When men write about their lives, the resultant books are for the masses. Most often you’ll find them in the “Leadership” aisle. Men, according to the active, muscly words on their book covers, just need to “unleash” themselves. When women write about their lives, they mostly end up in the “Self-Help” section. The author, you see, needs to fix herself. And we women need to learn how to do that, because apparently there’s everything wrong with us.

When men write about their world, their experiences, their hopes and dreams, they are philosophers. When women write about their lives, they are narcissists. And it’s most likely deemed “chick lit”. (When’s the last time you heard a book written by a man called “bloke lit”, or “boy lit”? Ridiculous, right? But we’re quite happy to flick women into a “niche” category and insist what they write is only worthy of a few lines in a woman’s magazine, no doubt next to an ad for weight-loss pills or anti-wrinkle cream and a recipe for chocolate cake and an article on “How to accept yourself at any age”.)

Angry? You bet I am. (And don’t get me started on how angry women are so often dismissed for being “hysterical”, “overly emotional”, “out of control”, and “too much”.)

It’s not just when they write that women get dismissed, belittled, or reduced. It’s also when they figure in the stories themselves – and, while we’re at it, in the entire history of humankind. And it’s not just reduction.
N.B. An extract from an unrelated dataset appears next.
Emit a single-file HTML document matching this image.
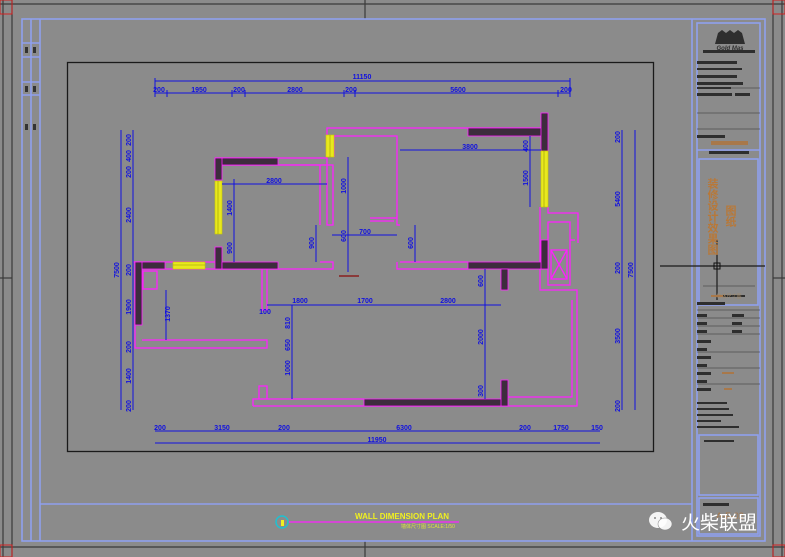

Often it’s complete erasure.

THIS IS A FEMALE TEXT, begins Doireann Ni Ghriofa’s wonderful book, A Ghost in the Throat. The author weaves together the ordinary experiences of her life and her obsessive quest to discover the story of Eibhlin Dubh Ni Chonall, a 17th century noblewoman and poet. At every turn her search is frustrated because Eibhlin has been scrubbed from the history books, her story ignored, subsumed into the stories of her brothers, her father, her husband. Even family gravestones do not bear her name. To find her, the author must search for the men, and hope to find a whisper, a hint, perhaps an initial. Inevitably, every tiny clue only reveals itself in deference to men’s stories.

Forever, women’s accomplishments have been denied, belittled, revised, erased. Women’s achievements in all fields have been attributed to men, or ignored, or rewritten – or simply written out altogether. Many, many women authors throughout history have published their work under gender-neutral or male pseudonyms, in the hope of being taken seriously in a male-dominated world. J.K. Rowling was told not to use her full name before publishing the Harry Potter series. You’ll have more credibility, her (male) publisher told her, if people don’t know you’re a woman. Boys don’t want to read stories written by women.

What can we do?

Read more women authors. Ask in bookshops why a particular book by a female author has been categorised the way it has. Take care over how you speak about women’s writing. Encourage the men in your life to read more books written by women. Read your sons books written by women. Normalise it.

When I published my novel, I was asked at the launch what demographic it was most suited to. It is to my eternal shame that I gave the standard answer: “Well, I guess probably women aged between 25 and say, 55?” And lo and behold, many, many men have read my book and told me how much they related to it and loved it. In fact, the most wonderful, moving piece of feedback I got was from a male friend of mine.

It is a book for everyone.

We woman authors have to be careful when we talk about our own writing. We have learnt to diminish ourselves. (Thanks, patriarchy.) Let us do it no longer.

Women writers: keep writing.

We – all of us – need to hear women’s voices.